* WRITTEN EXERCISE
For each line that holds "size", copy the line out.

* PROVIDED DATA
*****
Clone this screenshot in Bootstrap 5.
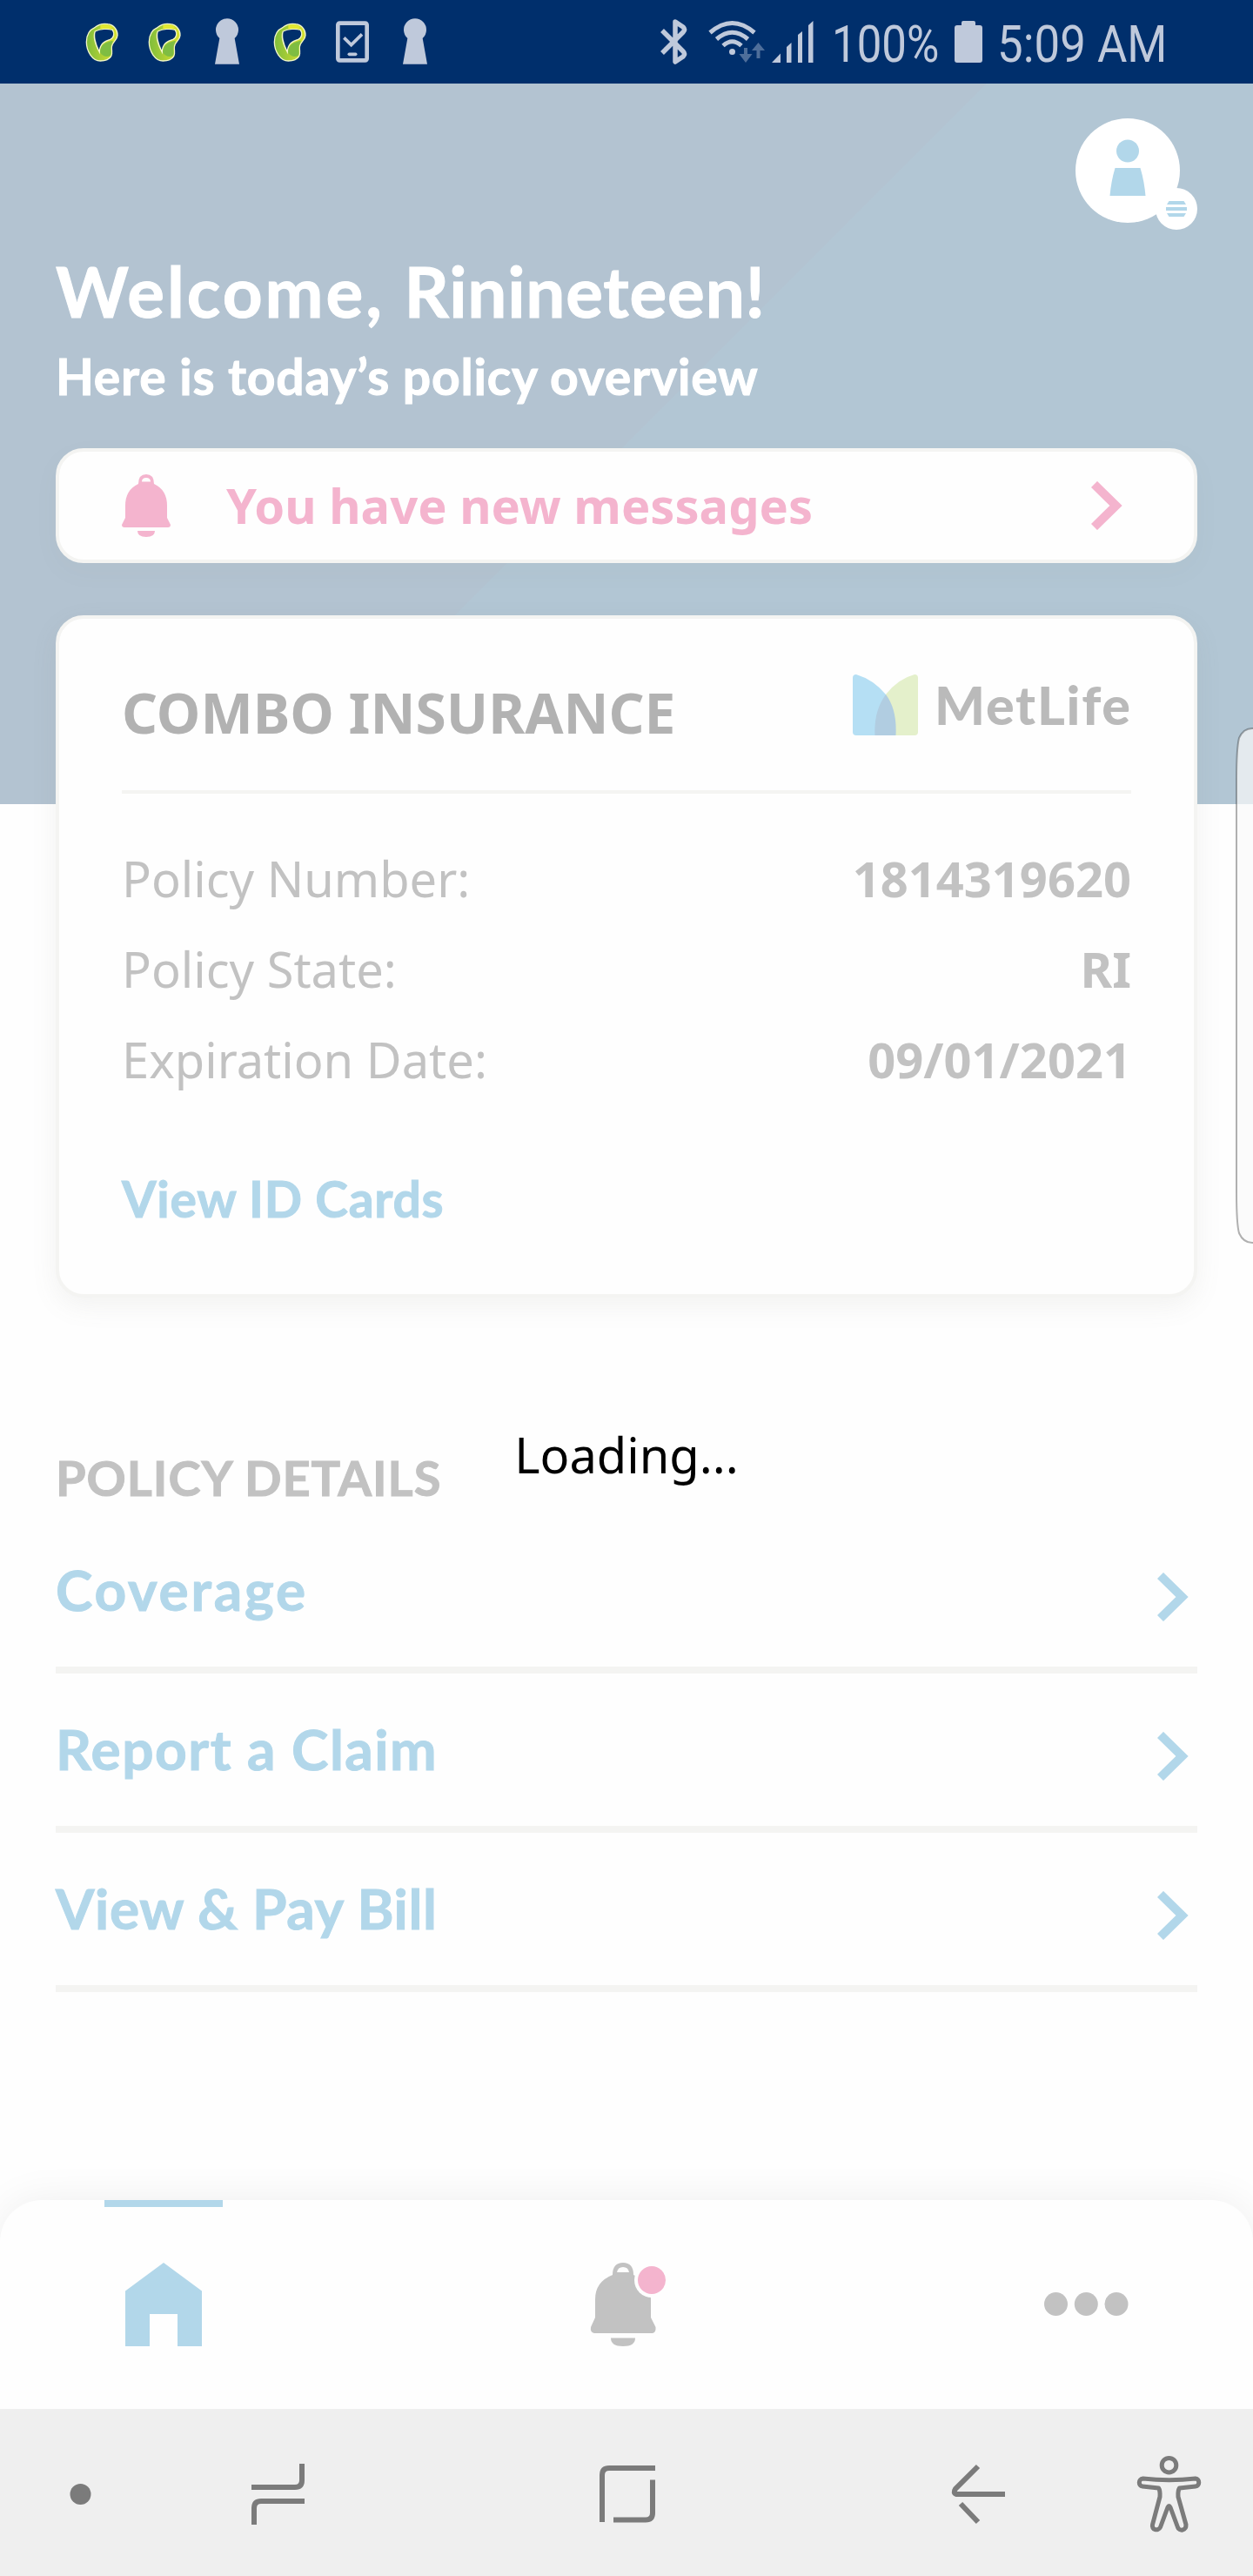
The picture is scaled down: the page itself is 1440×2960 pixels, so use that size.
<!DOCTYPE html>
<html lang="en">
<head>
<meta charset="utf-8">
<meta name="viewport" content="width=device-width, initial-scale=1">
<title>Policy overview</title>
<link href="https://cdn.jsdelivr.net/npm/bootstrap@5.3.0/dist/css/bootstrap.min.css" rel="stylesheet">
<style>
:root{--sky:#b2d7ea;--pink:#f4b4ce;--line:#f4f4f2;--grey:#c2c2c2;--status:#bfc9db}
body{background:#fefefe;font-family:"Noto Sans",sans-serif;font-size:56px;line-height:72px;color:#000}
.screen{width:1440px;height:2960px;overflow:hidden}
svg{display:block;flex:none}
.brand-font{font-family:Lato,sans-serif;font-weight:700;-webkit-text-stroke:1px currentColor}
.statusbar{height:96px;background:#002f6c;color:var(--status);padding-left:81px}
.status-txt{font:400 60px/96px Roboto,sans-serif;transform:scaleX(.85);transform-origin:0 50%;white-space:nowrap}
.pct{width:141px;margin-left:14px;margin-top:3px}
.clock{width:200px;margin-left:17px;margin-top:3px;transform:scaleX(.88)}
.hero{height:828px;padding:40px 64px 0;background:linear-gradient(135deg,#b3c3d1 49.95%,#b2c6d4 50.02%)}
.hero h1{font-size:80px;line-height:96px;margin:30px 0 0;white-space:nowrap;letter-spacing:.8px}
.hero h1 .greet{letter-spacing:3px}
.hero p{font-size:57px;line-height:72px;margin:14px 0 0;white-space:nowrap;letter-spacing:.8px}
.content{padding:0 64px;margin-top:-409px}
.panel{background:#fefefe;border:4px solid var(--line);border-radius:32px;box-shadow:0 10px 30px rgba(120,120,110,.09)}
.message{height:132px;color:var(--pink);padding:0 82px 0 72px;box-shadow:0 10px 30px rgba(120,120,110,.04)}
.message strong{margin-left:64px;padding-bottom:2px}
.policy{height:784px;margin-top:60px;padding:0 72px}
.policy-head{height:201px;border-bottom:4px solid var(--line)}
.policy-head h2{font-size:64px;line-height:80px;font-weight:700;color:#b2b2b2;padding-top:19px;margin:0}
.metlife{font-family:Lato,sans-serif;font-weight:900;font-size:61px;color:#bababa}
.metlife-name{margin:0 -3px 0 19px;letter-spacing:1.8px;width:229px}
.facts{margin:45px 0 0;color:var(--grey);line-height:104px}
.facts dt{font-weight:400}.facts dd{margin:0;font-weight:700}
.idlink{font-size:57px;color:var(--sky);margin-top:72px;text-decoration:none;letter-spacing:.7px}
.details-title{font-size:56px;line-height:72px;margin:171px 0 6px;color:var(--grey);letter-spacing:.95px}
.menu-row{height:183px;border-bottom:8px solid var(--line);font-size:64px;color:var(--sky);text-decoration:none}
.menu-row span{padding-bottom:1px}
.menu-row svg{margin:14px 10px 0 0}
.track-wide{letter-spacing:2.8px}
.track-mid{letter-spacing:1.5px}
.track-slim{letter-spacing:.6px}
.tabs{height:240px;background:#fefefe;border-radius:48px 48px 0 0;box-shadow:0 0 48px rgba(0,0,0,.065);padding:0 124px 0 120px}
.sysbar{height:192px;background:#efefef}
.loading{top:1635px;left:0;width:1440px}
.edge{left:1420px;top:836px}
</style>
</head>
<body>
<div class="screen position-relative d-flex flex-column">
  <header class="statusbar d-flex flex-shrink-0">
    <svg width="0" height="0" class="position-absolute">
      <defs>
        <linearGradient id="lime" x1="0" y1="0" x2="1" y2="0"><stop offset="0" stop-color="#7fbd3c"/><stop offset=".45" stop-color="#a9cd36"/><stop offset="1" stop-color="#d9e22e"/></linearGradient>
        <symbol id="leaf" viewBox="63 0 216 288">
          <path fill-rule="evenodd" fill="url(#lime)" stroke="#f3f7c8" stroke-width="4" d="M148 94C160 84 176 80 192 83C214 86 226 104 225 122C224 140 206 144 205 162C204 176 209 182 203 194C196 206 182 210 166 210C138 210 118 176 118 145C118 120 130 102 148 94ZM148 108C142 122 147 150 163 180C164 150 180 142 200 136C214 130 215 114 208 103C192 98 165 99 148 108Z"/>
          <path fill="#7fbd42" d="M165 180C166 154 184 148 203 142C215 136 206 148 203 160C201 176 206 184 200 192C190 198 174 196 165 180Z"/>
          <path fill="#e2e832" d="M166 88Q186 80 206 92L204 101Q184 96 166 101Z"/>
        </symbol>
        <symbol id="keyhole" viewBox="495 0 216 288"><path fill="#bfc9db" d="M577 132A39 39 0 1 1 629 132L645 221H561Z"/></symbol>
      </defs>
    </svg>
    <svg width="72" height="96"><use href="#leaf"/></svg>
    <svg width="72" height="96"><use href="#leaf"/></svg>
    <svg width="72" height="96"><use href="#keyhole"/></svg>
    <svg width="72" height="96"><use href="#leaf"/></svg>
    <svg width="72" height="96" viewBox="927 0 216 288" fill="none" stroke="#bfc9db"><rect x="985" y="80" width="100" height="128" rx="6" stroke-width="14"/><path d="M1006 130L1031 155L1068 118" stroke-width="11"/><path d="M1024 187H1046" stroke-width="11" stroke-linecap="round"/></svg>
    <svg width="72" height="96"><use href="#keyhole"/></svg>
    <svg width="429" height="96" viewBox="513 0 429 96" fill="none" stroke="#bfc9db">
      <path d="M761 35L785 59Q788 62 785 65L776 71V25L785 31Q788 34 785 37L761 61" stroke-width="5.5" stroke-linejoin="round"/>
      <path d="M816 37.5Q841.5 15.500 867 37.500M823.500 45Q841.500 29.500 859.500 45M831 52.500Q841.500 43 852 52.500" stroke-width="5"/>
      <circle cx="841.500" cy="59.500" r="3.500" fill="#bfc9db" stroke="none"/>
      <path d="M857 55V65M871.500 56V67" stroke="#4e6e9a" stroke-width="4"/>
      <path d="M849.500 62H864.500L857 72ZM864 58H879L871.500 49Z" fill="#4e6e9a" stroke="none"/>
      <path d="M887 72L897 61.500V72ZM904 54L909.500 49V72H904ZM917 40L922 36V72H917ZM929 29L934.500 24V72H929Z" fill="#bfc9db" stroke="none"/>
    </svg>
    <div class="status-txt pct">100%</div>
    <svg width="32" height="96" viewBox="1097 0 32 96"><path fill="#bfc9db" d="M1100 29H1105V26Q1105 24 1107 24H1119Q1121 24 1121 26V29H1126Q1129 29 1129 32V69Q1129 72 1126 72H1100Q1097 72 1097 69V32Q1097 29 1100 29Z"/></svg>
    <div class="status-txt clock">5:09 AM</div>
  </header>

  <section class="hero flex-shrink-0 text-white">
    <div class="d-flex justify-content-end">
      <svg width="140" height="120" viewBox="1236 136 140 120" overflow="visible"><circle cx="1296" cy="196" r="60" fill="#fff"/><circle cx="1296" cy="173.500" r="13" fill="#b2d7ea"/><path d="M1281.500 193H1310.500Q1315 208 1316.500 225H1275.500Q1277 208 1281.500 193Z" fill="#b2d7ea"/><circle cx="1352" cy="240" r="24" fill="#fff"/><path fill="#b2d7ea" d="M1343.500 231H1360.500L1363 235H1341ZM1340 238H1364V242H1340ZM1341 245H1363L1360.500 249H1343.500Z"/></svg>
    </div>
    <h1 class="brand-font"><span class="greet">Welcome, </span>Rinineteen!</h1>
    <p class="brand-font">Here is today’s policy overview</p>
  </section>

  <main class="content position-relative flex-shrink-0">
    <div class="panel message d-flex align-items-center">
      <svg width="56" height="72" viewBox="0 0 56 72"><g fill="#f4b4ce"><path fill-rule="evenodd" d="M19 11Q19 0 28 0T37 11Q52 18 52 36V50L56 58Q56 61 53 61H3Q0 61 0 58L4 50V36Q4 18 19 11ZM23 8.500H33Q33 4 28 4T23 8.500Z"/><path d="M18 65H38Q38 72 28 72T18 65Z"/></g></svg>
      <strong class="me-auto">You have new messages</strong>
      <svg width="36" height="56" viewBox="0 0 36 56"><path d="M3.500 3.500L28.500 28L3.500 52.500" fill="none" stroke="#f4b4ce" stroke-width="10"/></svg>
    </div>

    <article class="panel policy">
      <div class="policy-head d-flex align-items-center justify-content-between">
        <h2>COMBO INSURANCE</h2>
        <div class="metlife d-flex align-items-center">
          <svg width="75" height="70" viewBox="0 0 75 70"><path fill="#b5dff4" d="M0 4Q0 0 4 0Q24 6 38 23V70H4Q0 70 0 66Z"/><path fill="#e4f0cb" d="M75 4Q75 0 71 0Q52 5 38 23V70H71Q75 70 75 66Z"/><path fill="#b1cde1" d="M38 23Q51 40 49.500 70H25.500Q24 42 38 23Z"/></svg>
          <span class="metlife-name">MetLife</span>
        </div>
      </div>
      <dl class="facts">
        <div class="d-flex justify-content-between"><dt>Policy Number:</dt><dd>1814319620</dd></div>
        <div class="d-flex justify-content-between"><dt>Policy State:</dt><dd>RI</dd></div>
        <div class="d-flex justify-content-between"><dt>Expiration Date:</dt><dd>09/01/2021</dd></div>
      </dl>
      <a href="#" class="idlink brand-font d-block">View ID Cards</a>
    </article>

    <h3 class="details-title brand-font">POLICY DETAILS</h3>
    <nav>
      <a href="#" class="menu-row brand-font d-flex align-items-center justify-content-between"><span class="track-wide">Coverage</span><svg width="36" height="56" viewBox="0 0 36 56"><path d="M3.500 3.500L28.500 28L3.500 52.500" fill="none" stroke="#b2d7ea" stroke-width="10"/></svg></a>
      <a href="#" class="menu-row brand-font d-flex align-items-center justify-content-between"><span class="track-mid">Report a Claim</span><svg width="36" height="56" viewBox="0 0 36 56"><path d="M3.500 3.500L28.500 28L3.500 52.500" fill="none" stroke="#b2d7ea" stroke-width="10"/></svg></a>
      <a href="#" class="menu-row brand-font d-flex align-items-center justify-content-between"><span class="track-slim">View &amp; Pay Bill</span><svg width="36" height="56" viewBox="0 0 36 56"><path d="M3.500 3.500L28.500 28L3.500 52.500" fill="none" stroke="#b2d7ea" stroke-width="10"/></svg></a>
    </nav>
  </main>

  <nav class="tabs mt-auto flex-shrink-0 d-flex justify-content-between">
    <svg width="136" height="240" viewBox="120 2528 136 240" fill="#b2d7ea"><path d="M120 2528H256V2536H120ZM144 2632.500L188 2600L232 2632.500V2696H204V2659H172V2696H144Z"/></svg>
    <svg width="136" height="240" viewBox="650 2528 136 240"><g fill="#c2c2c2"><path fill-rule="evenodd" d="M704 2614Q704 2600 716 2600T728 2614Q748 2623 748 2642V2663L753.500 2674Q754 2680 750 2681H683Q678 2680 679 2674L684 2663V2642Q684 2622 704 2614ZM709 2611H723Q722 2605 716 2605T709 2611Z"/><path d="M702 2686.500H730Q730 2696 716 2696T702 2686.500Z"/></g><circle cx="749" cy="2620" r="20" fill="#fefefe"/><circle cx="749" cy="2620" r="16" fill="#f4b4ce"/></svg>
    <svg width="136" height="240" viewBox="1180 2528 136 240" fill="#c2c2c2"><circle cx="1213.500" cy="2647.500" r="13.500"/><circle cx="1248.300" cy="2647.500" r="13.500"/><circle cx="1283" cy="2647.500" r="13.500"/></svg>
  </nav>

  <footer class="sysbar d-flex flex-shrink-0">
    <svg width="185" height="192" viewBox="0 2768 185 192"><circle cx="92.500" cy="2866" r="12" fill="#7b7b7b"/></svg>
    <svg width="270" height="192" viewBox="185 2768 270 192" fill="none" stroke="#7b7b7b" stroke-width="6"><path d="M347 2831V2850Q347 2858 339 2858H289M350 2874H300Q292 2874 292 2882V2901"/></svg>
    <svg width="530" height="192" viewBox="455 2768 530 192" fill="none" stroke="#7b7b7b" stroke-width="6"><path d="M692 2898V2844Q692 2836 700 2836H753M705 2895.500H742Q750 2895.500 750 2887.500V2849.500"/></svg>
    <svg width="282" height="192" viewBox="985 2768 282 192" fill="none" stroke="#7b7b7b" stroke-width="6"><path d="M1155 2866H1099Q1095 2864.500 1098 2860L1124 2834M1104 2877L1124 2898"/></svg>
    <svg width="173" height="192" viewBox="1267 2768 173 192" fill="none" stroke="#7b7b7b" stroke-width="5" stroke-linejoin="round"><circle cx="1343.500" cy="2832.700" r="8.300"/><path d="M1313.500 2848Q1343.500 2851.500 1374 2848C1379 2848.500 1379 2856.500 1374 2857L1355.500 2859Q1353.500 2862 1354 2869L1363 2901C1363.500 2908 1355 2909 1353.500 2904L1345 2881Q1343.500 2878 1342 2881L1333.500 2904C1331 2909 1323 2907 1324.500 2901L1333 2869Q1333.500 2862 1331.500 2859L1313 2857C1308 2856.500 1308 2848.500 1313.500 2848Z"/></svg>
  </footer>

  <div class="loading position-absolute text-center">Loading...</div>
  <svg class="edge position-absolute" width="20" height="594" viewBox="0 0 20 594"><path d="M21 1H19Q9 1 4 12Q1 24 1 60V534Q1 570 4 581Q9 592 19 592H21" fill="#fafafa" fill-opacity=".7" stroke="#000" stroke-opacity=".3" stroke-width="2"/></svg>
</div>
<script src="https://cdn.jsdelivr.net/npm/bootstrap@5.3.0/dist/js/bootstrap.bundle.min.js"></script>
</body>
</html>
*****
* ANSWER TO THE PROBLEM
The picture is scaled down: the page itself is 1440×2960 pixels, so use that size.
body{background:#fefefe;font-family:"Noto Sans",sans-serif;font-size:56px;line-height:72px;color:#000}
.hero h1{font-size:80px;line-height:96px;margin:30px 0 0;white-space:nowrap;letter-spacing:.8px}
.hero p{font-size:57px;line-height:72px;margin:14px 0 0;white-space:nowrap;letter-spacing:.8px}
.policy-head h2{font-size:64px;line-height:80px;font-weight:700;color:#b2b2b2;padding-top:19px;margin:0}
.metlife{font-family:Lato,sans-serif;font-weight:900;font-size:61px;color:#bababa}
.idlink{font-size:57px;color:var(--sky);margin-top:72px;text-decoration:none;letter-spacing:.7px}
.details-title{font-size:56px;line-height:72px;margin:171px 0 6px;color:var(--grey);letter-spacing:.95px}
.menu-row{height:183px;border-bottom:8px solid var(--line);font-size:64px;color:var(--sky);text-decoration:none}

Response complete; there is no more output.